Offshore

Liechtenstein To Adopt OECD Standards, Weaken Bank Secrecy - Report

Tom Burroughes Editor London 12 March 2009

Liechtenstein To Adopt OECD Standards, Weaken Bank Secrecy - Report

Liechtenstein has agreed to ease its strict bank secrecy law by committing to Organisation for Economic Co-operation and Development standards on tax transparency and data exchange, a fresh sign that a global crackdown on tax evasion is forcing offshore centres to open up, according to Reuters.

The European principality, a financial centre wedged between Switzerland and Austria, is seeking to be removed from a black list of tax havens and will now offer bilateral tax deals for cooperating in cases of tax fraud and tax evasion. It said it had already started concrete talks with individual states.

Coming on the heels of a landmark tax co-operation deal with the US in December, the move by Liechtenstein was a fresh attempt to clean the country's image after a damaging data theft scandal that engulfed its largest bank LGT last year.
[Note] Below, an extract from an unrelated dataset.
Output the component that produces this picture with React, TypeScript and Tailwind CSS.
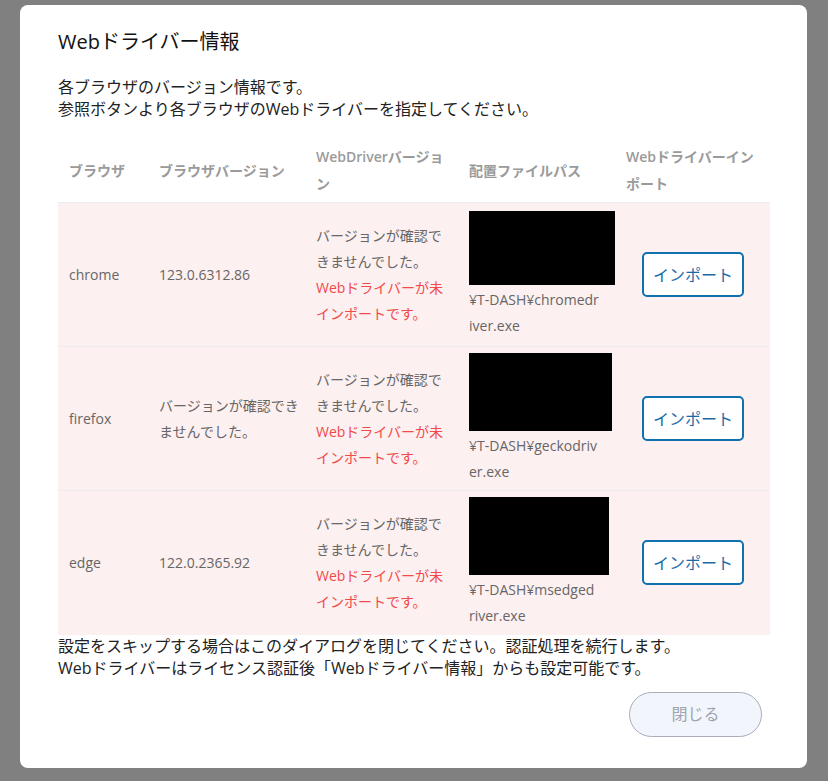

"Our bank secrecy has always served to ensure the legitimate protection of the privacy of the citizen, which we will continue to retain," Prime Minister Otmar Hasler said in a statement.

"With this declaration, however, we want to make clear that bank client confidentiality in future cannot be misused to facilitate tax crime," Mr Hasler said.

The principality is also offering to sign agreements that go beyond the OECD standards provided that clients of its banks holding secret accounts can be allowed to bring their money on-shore and meet their tax obligations in an orderly manner.

Liechtenstein's new commitment comes just weeks before a meeting of the G20 nations on 2 April that is due to discuss the fight against tax havens among other matters and could add pressure on neighbouring Switzerland, the world's largest offshore centre.

Meanwhile, Switzerland, Austria, Luxembourg and many offshore finance centers could face intensified pressure to reduce bank secrecy and shake the tax haven label as G20 leaders seek to reform the global financial system.

The OECD has supplied governments with a long list of places where bank secrecy rules are deemed undesirable, and those three countries plus others feature prominently in OECD records.

"We've made information available to the G20," a spokesman for the Paris-based Organization for Economic Co-operation and Development said yesterday. "It's up to the G20 to decide what to do with it now."